I'm guessing that the square-tubing I used for the seat mount and cargo top rails is much heavier than I thought (I never weighed it). Among other parts, I am going to see if I have bike tubing or something else of the right type to replace it and make it lighter.

That will save from 5-30 pounds, depending on exactly how much that square tubing weighs.

I am also going to cut the downtube of the rear frame off, along with the seat stays of the front frame and those ex-front-fork braces that go from the top of the seatpost on the rear frame to the dropouts of the front frame. That will be replaced with a reversed pair of chainstays welded to the rear BB so that their dropouts line up with the front frame's dropouts, and then I'll bolt those together.

That will save some undetermined amount of weight (maybe 5-15 pounds), and also clear up the middle of the bike frame for placement of stuff.

I'm also going to replace the MTB shock fork with a regular 10-speed fork, no shocks, very light, and then work out a headtube shock system with whatever I have on hand for later, which should weigh less than 1/2 of what that MTB shock weighs. (it's currently at least 10 pounds, maybe 15).

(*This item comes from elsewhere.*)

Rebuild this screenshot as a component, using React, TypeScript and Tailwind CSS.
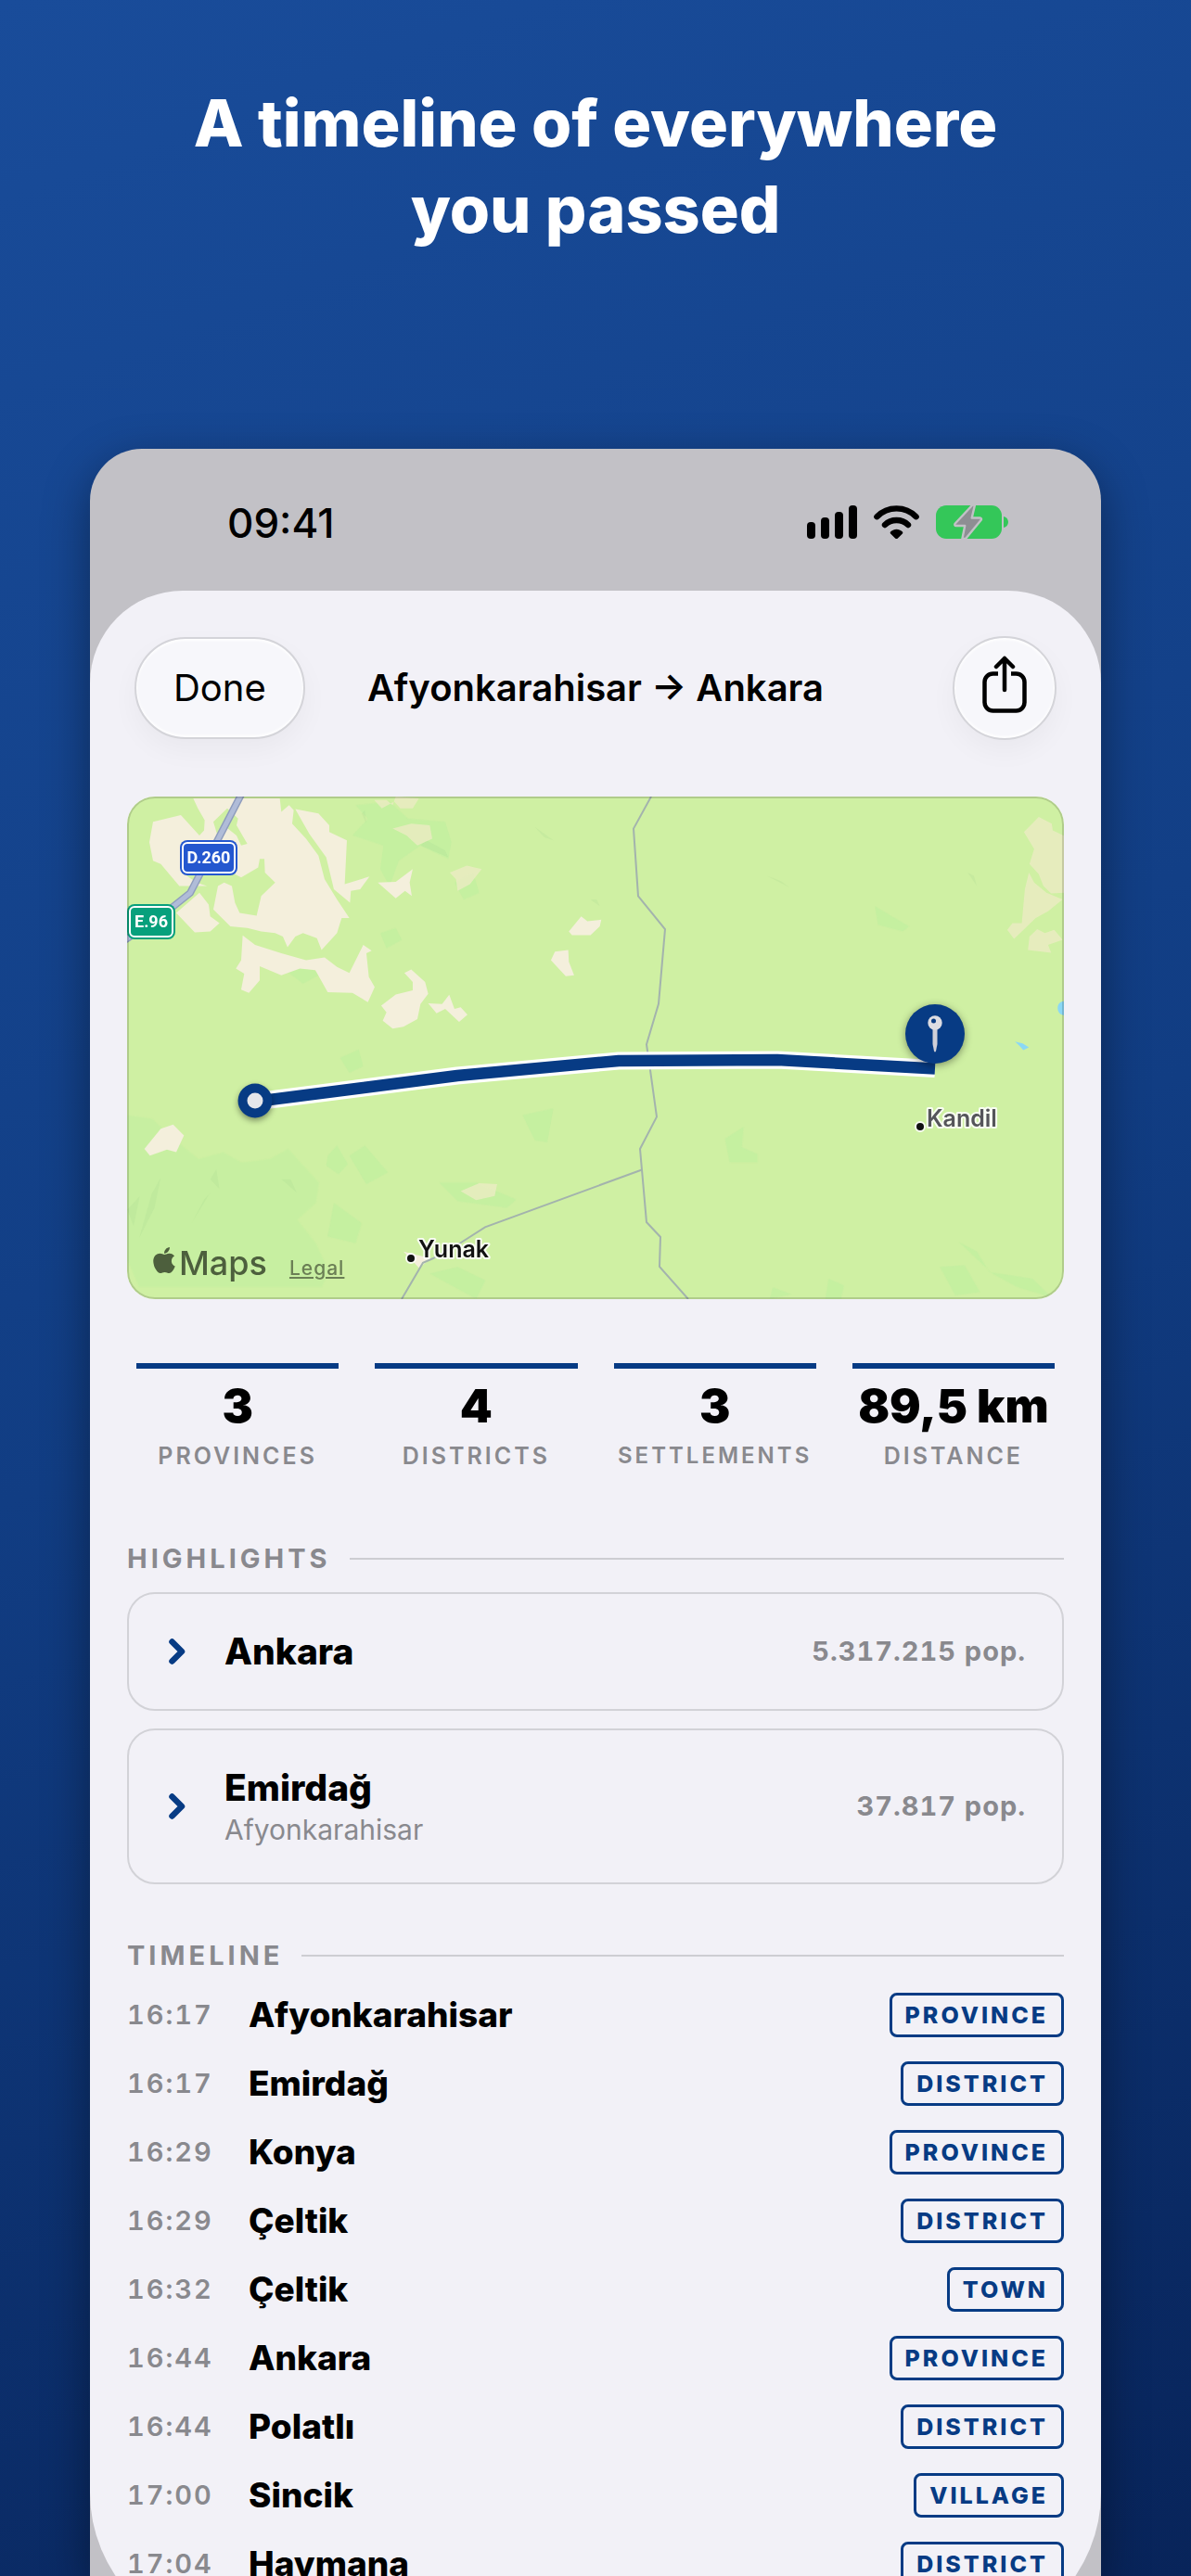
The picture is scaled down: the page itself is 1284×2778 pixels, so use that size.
import React from 'react'
import clsx from 'clsx'
import { FaApple } from 'react-icons/fa'

const stats = [
  { value: '3', label: 'Provinces' },
  { value: '4', label: 'Districts' },
  { value: '3', label: 'Settlements' },
  { value: '89,5 km', label: 'Distance' },
]

const highlights = [
  { name: 'Ankara', region: '', population: '5.317.215 pop.' },
  { name: 'Emirdağ', region: 'Afyonkarahisar', population: '37.817 pop.' },
]

const timeline = [
  { time: '16:17', name: 'Afyonkarahisar', kind: 'Province' },
  { time: '16:17', name: 'Emirdağ', kind: 'District' },
  { time: '16:29', name: 'Konya', kind: 'Province' },
  { time: '16:29', name: 'Çeltik', kind: 'District' },
  { time: '16:32', name: 'Çeltik', kind: 'Town' },
  { time: '16:44', name: 'Ankara', kind: 'Province' },
  { time: '16:44', name: 'Polatlı', kind: 'District' },
  { time: '17:00', name: 'Sincik', kind: 'Village' },
  { time: '17:04', name: 'Haymana', kind: 'District' },
]

function SignalIcon() {
  return (
    <svg width="54" height="36" viewBox="0 0 54 36" aria-hidden="true">
      <rect x="0" y="18" width="9" height="18" rx="4" />
      <rect x="15" y="13" width="9" height="23" rx="4" />
      <rect x="30" y="7" width="9" height="29" rx="4" />
      <rect x="45" y="0" width="9" height="36" rx="4" />
    </svg>
  )
}

function WifiIcon() {
  return (
    <svg width="49" height="36" viewBox="0 0 49 36" aria-hidden="true">
      <g fill="none" stroke="#000" strokeWidth="6.4" strokeLinecap="round">
        <path d="M3.4 12.2C15 .4 34 .4 45.6 12.2" />
        <path d="M12 21c6.8-6.6 18.200-6.600 25 0" />
      </g>
      <path d="M18.300 28.200c3.500-3.400 8.900-3.400 12.400 0 .8.8.8 1.700 0 2.500l-4.800 4.700c-.9.8-1.900.8-2.800 0l-4.800-4.700c-.8-.8-.8-1.700 0-2.500z" />
    </svg>
  )
}

function BatteryIcon() {
  return (
    <svg width="78" height="36" viewBox="0 0 78 36" aria-hidden="true">
      <rect width="71" height="36" rx="11" fill="#34c759" />
      <path d="M73 12c3 .6 5 3 5 6s-2 5.400-5 6z" fill="#34c759" />
      <path
        d="M39.500-.5 20.800 19.500c-1 1.200-.4 2.500 1 2.500h9.400L28.400 36h3.600L48.500 16c1-1.200.3-2.500-1-2.500h-8.800L42-.5z"
        fill="#8e8e93"
        stroke="#c2c1c6"
        strokeWidth="2.400"
        strokeLinejoin="round"
      />
    </svg>
  )
}

function ShareIcon() {
  return (
    <svg
      width="48"
      height="62"
      viewBox="0 0 48 62"
      fill="none"
      stroke="#000"
      strokeWidth="4.500"
      strokeLinecap="round"
      strokeLinejoin="round"
      aria-hidden="true"
    >
      <path
        d="M17 19.500H11.500a9 9 0 0 0-9 9v22a9 9 0 0 0 9 9h25a9 9 0 0 0 9-9v-22a9 9 0 0 0-9-9H31"
        strokeLinecap="butt"
      />
      <path d="M24 37V3M15 12l9-9 9 9" />
    </svg>
  )
}

function ChevronIcon() {
  return (
    <svg width="18" height="28" viewBox="0 0 18 28" aria-hidden="true">
      <path
        d="M3.500 3.500L14 14 3.500 24.500"
        fill="none"
        stroke="#073b84"
        strokeWidth="6.500"
        strokeLinecap="round"
        strokeLinejoin="round"
      />
    </svg>
  )
}

function StatusBar() {
  return (
    <div className="flex items-start justify-between pt-[50px] pr-[100px] pb-[43px] pl-[148px]">
      <time className="text-[44px] leading-[60px] font-medium">09:41</time>
      <div className="flex items-center gap-[18px] pt-[11px]">
        <SignalIcon />
        <WifiIcon />
        <BatteryIcon />
      </div>
    </div>
  )
}

function SheetHeader() {
  return (
    <header className="grid grid-cols-[1fr_auto_1fr] items-center px-12">
      <button
        type="button"
        className="h-[110px] justify-self-start rounded-full border-2 border-[#d4d4d9] bg-[#f7f7fb] px-10 text-[40px] shadow-[0_12px_30px_rgba(0,0,0,0.04),inset_0_2px_3px_#fff,inset_0_-2px_3px_#fff]"
      >
        Done
      </button>
      <h2 className="text-[40px] font-semibold">Afyonkarahisar → Ankara</h2>
      <button
        type="button"
        aria-label="Share"
        className="flex size-28 items-center justify-center justify-self-end rounded-full border-2 border-[#d4d4d9] bg-[#f7f7fb] pb-2 shadow-[0_12px_30px_rgba(0,0,0,0.04),inset_0_2px_3px_#fff,inset_0_-2px_3px_#fff]"
      >
        <ShareIcon />
      </button>
    </header>
  )
}

function RouteMap() {
  return (
    <div className="relative overflow-hidden rounded-[30px] bg-[#cff0a3] after:pointer-events-none after:absolute after:inset-0 after:rounded-[30px] after:border-2 after:border-black/15">
      <svg viewBox="0 0 1010 542" className="block w-full" role="img" aria-label="Route map">
        <g transform="translate(-7 -9) scale(.3333 .3635)">
          {/* vegetation */}
          <g fill="#c0efa0" opacity=".7">
            <path d="M760 50L870 40 930 90 1050 100 1070 160 1060 210 970 170 900 215 870 290 840 240 850 170 750 140 800 90z" />
            <path d="M1080 280l60-30 20 60-50 20z" />
            <path d="M840 430l50-15 20 35-50 25z" />
            <path d="M540 545l60-15 50 20-60 30z" />
            <path d="M710 800l60-25 15 50-45 20z" />
            <path d="M670 1090l30-30 35 55-30 30-40-25z" />
            <path d="M740 1090l50-30 75 80-70 35z" />
            <path d="M1300 970l100-20-20 100-40-5z" />
            <path d="M1030 1170h120l130 50-30 25-160-20z" />
            <path d="M22 970l80 10 70 60 80 60 80-20 60 30 90-10 60-30 40 40 60 60-10 60-60 50 60 70 40 80-20 50H60L22 1400z" opacity=".7" />
            <path d="M690 1230l90 60-20 60-90-20z" />
            <path d="M1000 1440l90-20 90 40-30 55z" />
            <path d="M2440 350l110 60-20 15-80-20z" />
            <path d="M1955 1040l60-35-5 60 50 20 0 25-90 0z" />
            <path d="M2100 1516l10-35 60 20zM2290 1455l50 20-10 40h-50zM2650 1420l80-5 50 80-80 10zM2710 1345l60 30 40 60 140 20 60 55-110-30-80-40z" />
          </g>
          {/* terrain shading */}
          <g fill="#93c98a" opacity=".14">
            <path d="M60 1335l40-130 30-50-20 90zM230 1290l60-90-20 20zM290 1160l20-30 10 60zM520 1160l50 40-20-40z" />
            <path d="M970 170l90 35-10-20-60-30zM1340 115l60 40-30-10zM780 75l15 30-5-40z" />
            <path d="M2090 260l75 35-30-20zM1520 330l30 20-10-20zM2740 250l30 40-10-30z" />
            <path d="M22 1250l40-40-20 90z" />
          </g>
          {/* bare ground */}
          <g fill="#f4efdc">
            <path d="M235 30H515L520 70 545 50 560 65 555 105 600 150 640 200 660 270 700 330 740 385 715 385 700 430 650 480 635 445 590 430 565 440 540 472 525 440 500 430 455 425 410 415 355 410 300 360 315 290 335 280 360 290 370 340 385 370 440 378 455 320 500 280 467 250 465 210 450 210 445 235 390 265 360 250H200L245 280 280 290 190 290 130 225 105 215 93 160 105 100 195 80 255 140 270 125 272 95 250 60z" />
            <path d="M300 100L345 60 380 90 375 110 410 165 390 170 375 140 345 118 315 145z" fill="#cff0a3" />
            <path d="M180 370L255 310 285 345 290 380 320 400 290 425 240 428z" />
            <path d="M565 62L640 75 675 110 675 130 732 155 725 285 805 262 775 300 745 305 742 340 690 300 665 205 610 135z" />
            <path d="M395 437L435 465 520 490 600 510 660 502 700 530 740 548 785 465 812 482 795 490 803 560 822 590 800 635 750 607 670 605 630 540 580 535 520 555 450 528 450 570 415 607 390 598 400 550 373 535 390 510z" />
            <path d="M832 280L890 278 945 240 935 280 942 320 920 305 890 327z" />
            <path d="M918 548L940 538 985 575 995 610 970 640 960 685 915 708 880 713 848 690 860 665 843 645 890 612 945 600 945 575z" />
            <path d="M995 638L1040 640 1063 613 1080 655 1100 650 1122 672 1095 693 1050 655 1022 668z" />
            <path d="M1450 425L1490 380 1510 395 1555 390 1550 410 1520 436 1460 436z" />
            <path d="M1392 510L1405 485 1448 480 1450 515 1467 555 1440 558z" />
            <path d="M77 1070L130 1010 170 998 205 1030 180 1080 150 1072 95 1090z" />
            <path d="M915 1375l45 10 45 10-40 28-20-20z" />
          </g>
          <g fill="#eaecc2" opacity=".85">
            <path d="M820 35l40 0 20 15 10-25 75 5-20 30-40 0-20-20-40 20z" />
            <path d="M880 120L940 105 1000 110 1008 150 960 170 925 140z" />
            <path d="M1065 250L1120 230 1168 240 1130 285 1090 305 1085 270z" />
            <path d="M1100 1195L1160 1172 1218 1175 1210 1210 1150 1222z" />
            <path d="M2922 130L2970 85 3012 105 3015 125 3060 145V310L3010 312 2985 290 2970 255 2940 225 2955 180z" />
            <path d="M2938 250L2955 280 2995 310 3047 330 3000 365 2960 385 2915 425 2890 447 2868 420 2885 400 2915 400 2925 300z" />
            <path d="M2940 440L2965 418 2990 430 3020 420 3047 450 3000 465 3010 488 2935 480z" />
          </g>
          <g fill="#8bd8f5">
            <path d="M3052 632c-28 0-28 40 0 42z" />
            <path d="M2893 752l25 5 20 12-18 8-12-12z" />
          </g>
        </g>

        {/* district borders */}
        <g fill="none" stroke="#a3b3ad" strokeWidth="2">
          <path d="M565 0L546 34.600 551 107.300 580 143 573 223.600 560 267.300 564 295 571 345.400 553 380 555 402.500 560 459 575 475 574 507 605 542" />
          <path d="M555 402.500L386 464.300 360 481 330 498 319 502.800 296 542" />
        </g>

        {/* highway */}
        <g fill="none" strokeLinejoin="round">
          <path d="M124 -4L68 104 48 120 -4 156" stroke="#8f9dbd" strokeWidth="8" />
          <path d="M124 -4L68 104 48 120 -4 156" stroke="#b0bcd8" strokeWidth="5" />
        </g>
        <g fontFamily="Roboto, sans-serif" fontSize="18" fontWeight="700" fill="#fff" textAnchor="middle">
          <rect x="57" y="47" width="62" height="38" rx="8" fill="#2457cf" />
          <rect x="60" y="50" width="56" height="32" rx="5" fill="none" stroke="#fff" strokeWidth="2" />
          <text x="88" y="72">D.260</text>
          <rect x="0" y="116" width="52" height="38" rx="8" fill="#07a07c" />
          <rect x="3" y="119" width="46" height="32" rx="5" fill="none" stroke="#fff" strokeWidth="2" />
          <text x="26" y="141">E.96</text>
        </g>

        {/* route */}
        <g fill="none" strokeLinejoin="round">
          <path d="M138 329L356 301 530 285 701 284 871 293.500" stroke="#fff" strokeWidth="19" />
          <path d="M138 329L356 301 530 285 701 284 871 293.500" stroke="#073b84" strokeWidth="12.500" />
        </g>
        <circle cx="138" cy="328" r="18.500" fill="#073b84" className="drop-shadow-[0_3px_3px_rgba(0,0,0,0.4)]" />
        <circle cx="138" cy="328" r="8.500" fill="#e6e6ea" />
        <circle cx="871" cy="256" r="32" fill="#073b84" className="drop-shadow-[0_2px_4px_rgba(0,0,0,0.4)]" />
        <path d="M868.500 249h5v18l-1.500 7.500q-1 2-2 0l-1.500-7.500z" fill="#cfcfd8" />
        <circle cx="871" cy="244" r="7.700" fill="#dcdce2" />
        <circle cx="869.500" cy="242" r="2.500" fill="#073b84" />

        {/* places */}
        <g
          fontFamily="Inter, sans-serif"
          fontSize="25"
          fontWeight="600"
          stroke="#fff"
          strokeOpacity=".85"
          strokeWidth="4"
          strokeLinejoin="round"
          paintOrder="stroke"
        >
          <circle cx="306" cy="498" r="4" fill="#111" />
          <text x="314" y="497" fill="#111">Yunak</text>
          <circle cx="855" cy="356" r="4" fill="#111" />
          <text x="862" y="356" fill="#55555a">Kandil</text>
        </g>
      </svg>
      <div className="absolute bottom-[18px] left-6 flex items-baseline text-[#4d5f3d]">
        <FaApple className="size-8" aria-hidden="true" />
        <span className="text-4xl font-medium">Maps</span>
        <a href="#legal" className="ml-6 text-[21px] font-medium tracking-[1px] text-[#6b7f55] underline">
          Legal
        </a>
      </div>
    </div>
  )
}

function SectionTitle({ text }: { text: string }) {
  return (
    <div className="flex items-center gap-5">
      <h3 className="text-[29px] leading-9 font-bold tracking-[4px] text-[#89898e] uppercase">{text}</h3>
      <div className="h-[2px] grow bg-[#cdcdd2]" />
    </div>
  )
}

export default function App() {
  return (
    <main className="flex h-screen flex-col overflow-hidden bg-linear-160 from-[#194c9a] via-[#113d83] to-[#08245a] font-['Inter',sans-serif]">
      <h1 className="pt-[86px] text-center text-[70px] leading-[93px] font-extrabold text-white">
        A timeline of everywhere
        <br />
        you passed
      </h1>

      <div className="mx-[97px] mt-[212px] min-h-0 flex-1 overflow-hidden rounded-t-[56px] bg-[#c2c1c6] text-black shadow-[0_16px_50px_rgba(0,0,0,0.4)]">
        <StatusBar />

        <div className="rounded-t-[100px] rounded-b-[160px] bg-[#f2f1f7] pt-[49px] pb-[46px]">
          <SheetHeader />

          <div className="px-10 pt-[61px]">
            <RouteMap />

            <dl className="mt-[69px] grid grid-cols-4 gap-[39px] px-[10px]">
              {stats.map((stat) => (
                <div key={stat.label} className="flex flex-col-reverse border-t-[6px] border-[#073b84] text-center">
                  <dt
                    className={clsx(
                      'mt-2 leading-8 font-semibold tracking-[3px] text-[#89898e] uppercase',
                      stat.label.length > 10 ? 'text-2xl' : 'text-[25px]',
                    )}
                  >
                    {stat.label}
                  </dt>
                  <dd className="mt-[10px] text-[50px] leading-[60px] font-black whitespace-nowrap">{stat.value}</dd>
                </div>
              ))}
            </dl>

            <section className="mt-[77px]">
              <SectionTitle text="Highlights" />
              <ul className="mt-[18px] flex flex-col gap-[19px]">
                {highlights.map((place) => (
                  <li
                    key={place.name}
                    className="flex items-center rounded-[30px] border-2 border-[#d2d2d7] py-[37px] pr-[39px] pl-[43px]"
                  >
                    <ChevronIcon />
                    <div className="ml-[42px] grow">
                      <p className="text-[39px] leading-[50px] font-extrabold">{place.name}</p>
                      {place.region && (
                        <p className="text-[30px] leading-10 text-[#89898e]">{place.region}</p>
                      )}
                    </div>
                    <p className="text-[29px] font-bold tracking-[1px] text-[#89898e] tabular-nums">
                      {place.population}
                    </p>
                  </li>
                ))}
              </ul>
            </section>

            <section className="mt-[59px]">
              <SectionTitle text="Timeline" />
              <ol className="mt-[9px]">
                {timeline.map((entry) => (
                  <li key={entry.time + entry.name + entry.kind} className="flex h-[74px] items-center">
                    <time className="w-[131px] text-[29px] font-semibold tracking-[2px] text-[#89898e] tabular-nums">
                      {entry.time}
                    </time>
                    <p className="grow text-[37px] font-extrabold">{entry.name}</p>
                    <span className="rounded-lg border-[3px] border-[#073b84] px-[14px] text-[25px] leading-[42px] font-extrabold tracking-[3px] text-[#073b84] uppercase">
                      {entry.kind}
                    </span>
                  </li>
                ))}
              </ol>
            </section>
          </div>
        </div>
      </div>
    </main>
  )
}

If I manage to take the max off of each one, that'll take at least 50 pounds off the bike. Even if it's just the minimums, it'll be at least 15-20 pounds. Any lightening will help my tires, wheels, and also make less work for the motor to do especially in acceleration. And less work for brakes to do.

While I'm at it, I'll see what brake system I can fit on the rear, because I've put that off long enough.

All these things won't happen at once, but over several days, since I need to use the bike a few days this week off and on.

Now, I *am* worried that this is going to weaken the frame for cargo capacity and whatnot, but really, the bike has always been too heavy, so heavy that it is a chore to pedal without having the motor and batteries on it--because apparently it weighs around 90-100 pounds BY ITSELF!

So it's time for the bike to go on a diet, and lose some weight. :-)

1 comment:

  1. That diet is a great idea! I estimate mine weighs about 70 pounds. My battery, being a riding mower type, weighs about 30 pounds by itself. The bike weighs about 30# if it were stripped to just its original condition. The motor/gearbox assy. weighs about 5-6#. The honeysuckle stick racks (front and rear) weight about 5# for both. The battery tray is two wooden slats (poplar taken from an old chest of drawers) and weighs about a pound.